Sailer adds a one-line comment:
One thing you can say for Ms. Chua is that she’s got guts.
Guts to bully and intimidate her children into becoming classical pianists?

Battle Hymn of the Tiger Mother is getting complementary reviews in many other venues.

- The Wall Street Journal ran an excerpt from Chua's book in early January. And allowed her to rebut the many negative comments she got from readers. Rather than write their own review, the editorial group at WSJ simply left the floor open to Chua. This is not a book review, but an underhanded way of giving a book a "pass".

- The reviewer from Macleans magazine from Canada, a spineless Joan Latmer writes, "I can’t think of a better rehab warden than Chua. The smart money’s on Tiger Mother."

- The Globe and Mail's Margaret Wente goes all out and praises non-white, non-Western parenting techniques which border on child abuse. Here's what she says about Andre Agassi's Iranian father training techniques:
Mike Agassi, a first-generation immigrant from Iran, taped Ping-Pong paddles to his son’s hands when he was just a toddler. At 6, Andre was practising four or five hours a day.
Agassi later confessed that he’s always hated tennis “with a dark and secret passion.”

Wente writes about Chua:
Instead of false praise, [Chua] believes in high standards and criticism. She once rejected a hastily scrawled birthday card that one of her daughters had made for her. “This is garbage,” she said. “You can do better.”
The snarky Wente continues:
Cruel? Maybe. But her older daughter, Sophia, has already played at Carnegie Hall. Your children probably haven’t.
Yes, anything to glorify the glorious non-West, and demonize the West, for these leftist Globe and Mail writers.

Chua relaxed her draconian methods and let her younger daughter give up piano for tennis. But, it's not necessarily generosity (or motherly love) that made her cede, but simply that she couldn't squeeze enough talent out of her unobliging daughter. Instead, she seems to have focused her classical-pianist-for-a-daughter needs on the eldest daughter.

But so far, Chua's promising older daughter has only played once at Carnegie Hall, and she's already eighteen. She's placed high in a couple of parochial competitions: second in a piano competition in the Greater Bridgeport Symphony competition for young musicians in 2010, and first at the Music Teachers National Association piano competition in 2006. She is no child prodigy, and might turn out to be a competent pianist, and end up in her mother's alma mater as the next best thing to a performer - a music teacher.
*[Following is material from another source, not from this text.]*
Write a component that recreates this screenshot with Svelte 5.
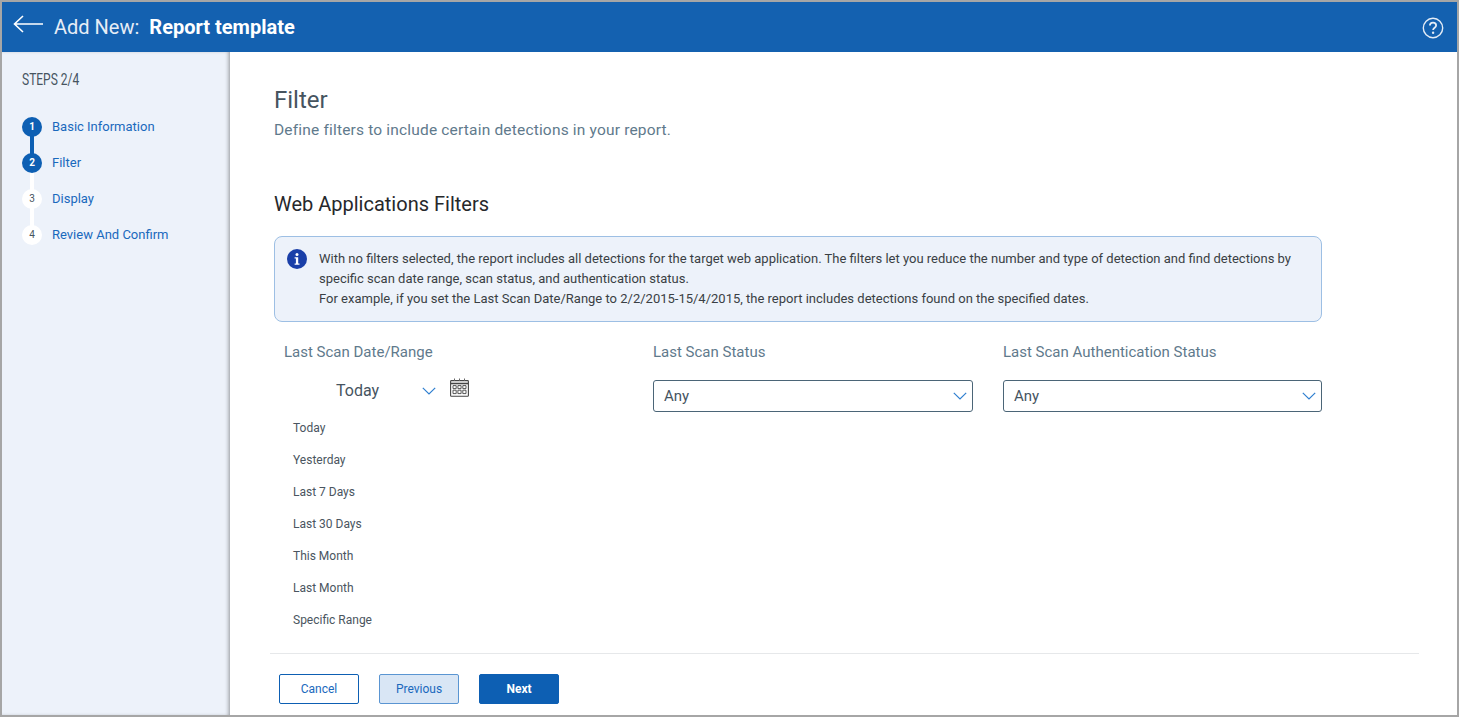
<script lang="ts">
    const steps = [
        { n: 1, label: "Basic Information", done: true },
        { n: 2, label: "Filter", done: true },
        { n: 3, label: "Display", done: false },
        { n: 4, label: "Review And Confirm", done: false },
    ];
    const ranges = ["Today", "Yesterday", "Last 7 Days", "Last 30 Days", "This Month", "Last Month", "Specific Range"];
    const selects = ["Last Scan Status", "Last Scan Authentication Status"];
</script>

<div class="frame">
    <header class="topbar">
        <svg class="back" width="32" height="20" viewBox="0 0 32 20" fill="none" stroke="#fff" stroke-width="1.6">
            <path d="M1.5 10H30M10 2L1.5 10l8.5 8" />
        </svg>
        <span class="add">Add New:</span>
        <strong class="tpl">Report template</strong>
        <svg class="help" width="22" height="22" viewBox="0 0 22 22" fill="none">
            <circle cx="11" cy="11" r="9.7" stroke="#e4ecf6" stroke-width="1.4" />
            <path d="M7.9 8.6c0-1.8 1.4-2.9 3.1-2.9s3.1 1.1 3.1 2.7c0 2.3-3 2.3-3 4.6" stroke="#e4ecf6" stroke-width="1.8" />
            <circle cx="11.1" cy="15.8" r="1.2" fill="#e4ecf6" />
        </svg>
    </header>

    <div class="body">
        <aside class="side">
            <div class="steps-title">STEPS 2/4</div>
            <ol class="steps">
                {#each steps as s, i}
                    <li class="step">
                        <span class="dot" class:on={s.done}>{s.n}</span>
                        {#if i < steps.length - 1}
                            <span class="link" class:on={s.done && steps[i + 1].done}></span>
                        {/if}
                        <span class="step-label">{s.label}</span>
                    </li>
                {/each}
            </ol>
        </aside>

        <main class="main">
            <div class="content">
                <h1>Filter</h1>
                <p class="sub">Define filters to include certain detections in your report.</p>
                <h2>Web Applications Filters</h2>

                <div class="info">
                    <svg class="info-icon" width="20" height="20" viewBox="0 0 20 20">
                        <circle cx="10" cy="10" r="10" fill="#1a3fa8" />
                        <circle cx="10" cy="5.4" r="1.5" fill="#fff" />
                        <path d="M7.6 8.2h3.6v6.2h1.3v1.4H7.6v-1.4h1.3V9.6H7.6z" fill="#fff" />
                    </svg>
                    <p>
                        With no filters selected, the report includes all detections for the target web application. The filters let you reduce the number and type of detection and find detections by specific scan date range, scan status, and authentication status.<br />
                        For example, if you set the Last Scan Date/Range to 2/2/2015-15/4/2015, the report includes detections found on the specified dates.
                    </p>
                </div>

                <div class="filters">
                    <div class="col date-col">
                        <div class="col-label">Last Scan Date/Range</div>
                        <div class="date-pick">
                            <span class="date-val">Today</span>
                            <svg class="chev" width="14" height="8" viewBox="0 0 14 8" fill="none" stroke="#2f7fd0" stroke-width="1.2"><path d="M.8.8L7 7l6.2-6.2" /></svg>
                            <svg class="cal" width="19" height="19" viewBox="0 0 19 19" fill="none">
                                <rect x=".6" y="2.6" width="17.8" height="15.6" rx=".8" stroke="#444" stroke-width="1.1" />
                                <path d="M.6 5.5h17.8" stroke="#444" stroke-width="1.6" />
                                <path d="M4.5.5v2.4M9.5.5v2.4M14.5.5v2.4" stroke="#666" stroke-width="1" />
                                <path d="M3 7.6h3.2v3H3zM7.9 7.6h3.2v3H7.9zM12.8 7.6H16v3h-3.2zM3 12.2h3.2v3.4H3zM7.9 12.2h3.2v3.4H7.9zM12.8 12.2H16v3.4h-3.2z" stroke="#444" stroke-width=".9" />
                            </svg>
                        </div>
                        <ul class="ranges">
                            {#each ranges as r}
                                <li>{r}</li>
                            {/each}
                        </ul>
                    </div>
                    {#each selects as label}
                        <div class="col">
                            <div class="col-label">{label}</div>
                            <div class="select">
                                <span>Any</span>
                                <svg width="14" height="8" viewBox="0 0 14 8" fill="none" stroke="#2f7fd0" stroke-width="1.2"><path d="M.8.8L7 7l6.2-6.2" /></svg>
                            </div>
                        </div>
                    {/each}
                </div>
            </div>

            <footer class="actions">
                <button class="btn cancel">Cancel</button>
                <button class="btn prev">Previous</button>
                <button class="btn next">Next</button>
            </footer>
        </main>
    </div>
</div>

<style>
    :global(body) {
        margin: 0;
        font-family: Roboto, "Liberation Sans", sans-serif;
    }

    .frame {
        box-sizing: border-box;
        width: 1459px;
        height: 717px;
        border: 2px solid #a6a6a6;
        display: flex;
        flex-direction: column;
        overflow: hidden;
    }

    .topbar {
        height: 50px;
        flex: none;
        background: #1461b0;
        display: flex;
        align-items: center;
        padding: 0 13px 0 11px;
        color: #fff;
        font-size: 20px;
    }

    .back {
        margin: -6px 9px 0 0;
    }

    .add {
        color: #e6edf6;
        margin-right: 10px;
    }

    .tpl {
        font-weight: 700;
    }

    .help {
        margin: 2px 0 0 auto;
    }

    .body {
        flex: 1;
        display: flex;
        min-height: 0;
    }

    .side {
        width: 208px;
        flex: none;
        background: #edf2fa;
        box-shadow: inset -3px 0 4px -2px rgba(0, 0, 0, 0.4);
        padding: 20px 0 0 20px;
    }

    .steps-title {
        font-family: Roboto, sans-serif;
        font-size: 16px;
        line-height: 16px;
        color: #46545f;
        transform: scaleX(0.75);
        transform-origin: left;
    }

    .steps {
        list-style: none;
        margin: 29px 0 0;
        padding: 0;
    }

    .step {
        position: relative;
        height: 36px;
        display: flex;
        align-items: flex-start;
    }

    .dot {
        width: 20px;
        height: 20px;
        border-radius: 50%;
        background: #fff;
        color: #46545f;
        font-size: 10px;
        line-height: 20px;
        text-align: center;
        flex: none;
        position: relative;
        z-index: 1;
    }

    .dot.on {
        background: #0d5fb3;
        color: #fff;
        font-weight: 700;
    }

    .link {
        position: absolute;
        left: 8px;
        top: 16px;
        width: 4px;
        height: 26px;
        background: #fff;
    }

    .link.on {
        background: #0d5fb3;
    }

    .step-label {
        margin-left: 10px;
        font-size: 13px;
        line-height: 19px;
        color: #1a69bd;
    }

    .main {
        flex: 1;
        min-width: 0;
        display: flex;
        flex-direction: column;
        background: #fff;
        padding-left: 40px;
    }

    .content {
        flex: 1;
        padding-left: 4px;
        width: 1048px;
    }

    h1 {
        margin: 34px 0 0;
        font-size: 24px;
        line-height: 28px;
        font-weight: 400;
        color: #46545f;
    }

    .sub {
        margin: 6px 0 0;
        font-size: 15.5px;
        line-height: 20px;
        color: #5f7a8c;
        letter-spacing: 0.18px;
    }

    h2 {
        margin: 51px 0 0;
        font-size: 20px;
        line-height: 26px;
        font-weight: 400;
        color: #26282b;
    }

    .info {
        box-sizing: border-box;
        margin-top: 19px;
        height: 86px;
        background: #edf2fa;
        border: 1px solid #9dbfe4;
        border-radius: 8px;
        display: flex;
        padding: 12px 20px 0 12px;
    }

    .info-icon {
        flex: none;
        margin-right: 12px;
    }

    .info p {
        margin: 0;
        font-size: 13px;
        line-height: 20px;
        color: #3a3f44;
    }

    .filters {
        display: grid;
        grid-template-columns: 349px 320px 319px;
        column-gap: 30px;
        margin-top: 20px;
    }

    .col-label {
        font-size: 15px;
        line-height: 20px;
        color: #5f7a8c;
    }

    .date-col .col-label {
        margin-left: 10px;
    }

    .date-pick {
        height: 32px;
        margin-top: 12px;
        display: flex;
        align-items: center;
        padding-left: 62px;
    }

    .date-val {
        width: 86px;
        font-size: 16px;
        color: #46545f;
    }

    .chev {
        margin-top: 2px;
    }

    .cal {
        margin: -6px 0 0 14px;
    }

    .ranges {
        list-style: none;
        margin: 6px 0 0;
        padding: 0 0 0 19px;
        font-size: 12px;
        color: #4a5560;
    }

    .ranges li {
        height: 32px;
        line-height: 32px;
    }

    .select {
        box-sizing: border-box;
        height: 32px;
        margin-top: 18px;
        border: 1px solid #4b6577;
        border-radius: 3px;
        display: flex;
        align-items: center;
        justify-content: space-between;
        padding: 0 5px 0 10px;
        font-size: 15px;
        color: #46545f;
    }

    .actions {
        flex: none;
        margin-right: 38px;
        height: 41px;
        border-top: 1px solid #e6e8ea;
        display: flex;
        align-items: flex-start;
        gap: 20px;
        padding: 20px 0 0 9px;
    }

    .btn {
        width: 80px;
        height: 30px;
        border-radius: 2px;
        font-family: inherit;
        font-size: 12px;
        padding: 0;
        box-sizing: border-box;
    }

    .cancel {
        background: #fff;
        border: 1px solid #0d5fb3;
        color: #1a69bd;
    }

    .prev {
        background: #d9e6f5;
        border: 1px solid #5a95d2;
        color: #1a69bd;
    }

    .next {
        background: #0d5fb3;
        border: 1px solid #0d5fb3;
        color: #fff;
        font-weight: 700;
    }
</style>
Part of the joy of perfecting something is because one loves it, or is encouraged to love it. Grueling practice sessions, time away from friends and play, and overcoming jittery nerves before performances are then usually worth the effort. I would wager that artists are willing to spend years of financial and social insecurity because they love their craft, and are willing to sacrifice other comforts to express that love. They could not function with a stick waving above their head.

When I was started to study ballet at a young age, I was so scared of my teacher (a Bulgarian communist who would tap my knee with a stick - "your k-nee, Kidist, your k-nee) that I failed miserably and was further humiliated at being removed from a school pageant. Yet later on, while a slightly older girl in the British school system, my teachers commended my grace (I also won a third-place prize at a local, regional competition). Later still, I joined many other dance groups, including a Mexican folk dance group often as a partner to the dance instructor/leader, an American modern dance ensemble where audience members would search for me to give me compliments, and even a belly dance group (I quit that one finding little art in it). I even organized and choreographed small groups for dance performances in college.

I never became a dancer, since I didn't have enough talent, and who knows what other social reasons excluded me from this art (including an emphasis on academics rather than the arts in my family), but I was never that incompetent young girl doing plies at the mercy of a teacher's stick. And many generous teachers instilled in me a love of dance which effaced the memory of the stick, and allowed me to continue to be thrilled by it all my life. I decided to enter an art-related field, and sometimes use music and dance (pattern) analogies to "compose" my work. Relying on that stick would have killed all of that.

Chua's unobliging daughter chose tennis for her second chance at doing something well. It is interesting that the similarity between her music and her sport is not that the fields are related, but that they are very different. Yet, there is an abstract, psychological similarity between the two (or at least the way Lulu Chua interacts with them). Competition seems to be the overriding factor, to "play" and win. Perhaps it was in her nature to be athletically competitive, and piano playing couldn't give her that. But, perhaps her mother's draconian (evil) methods that art is associated with pain, and even hate, simply clinched her decision.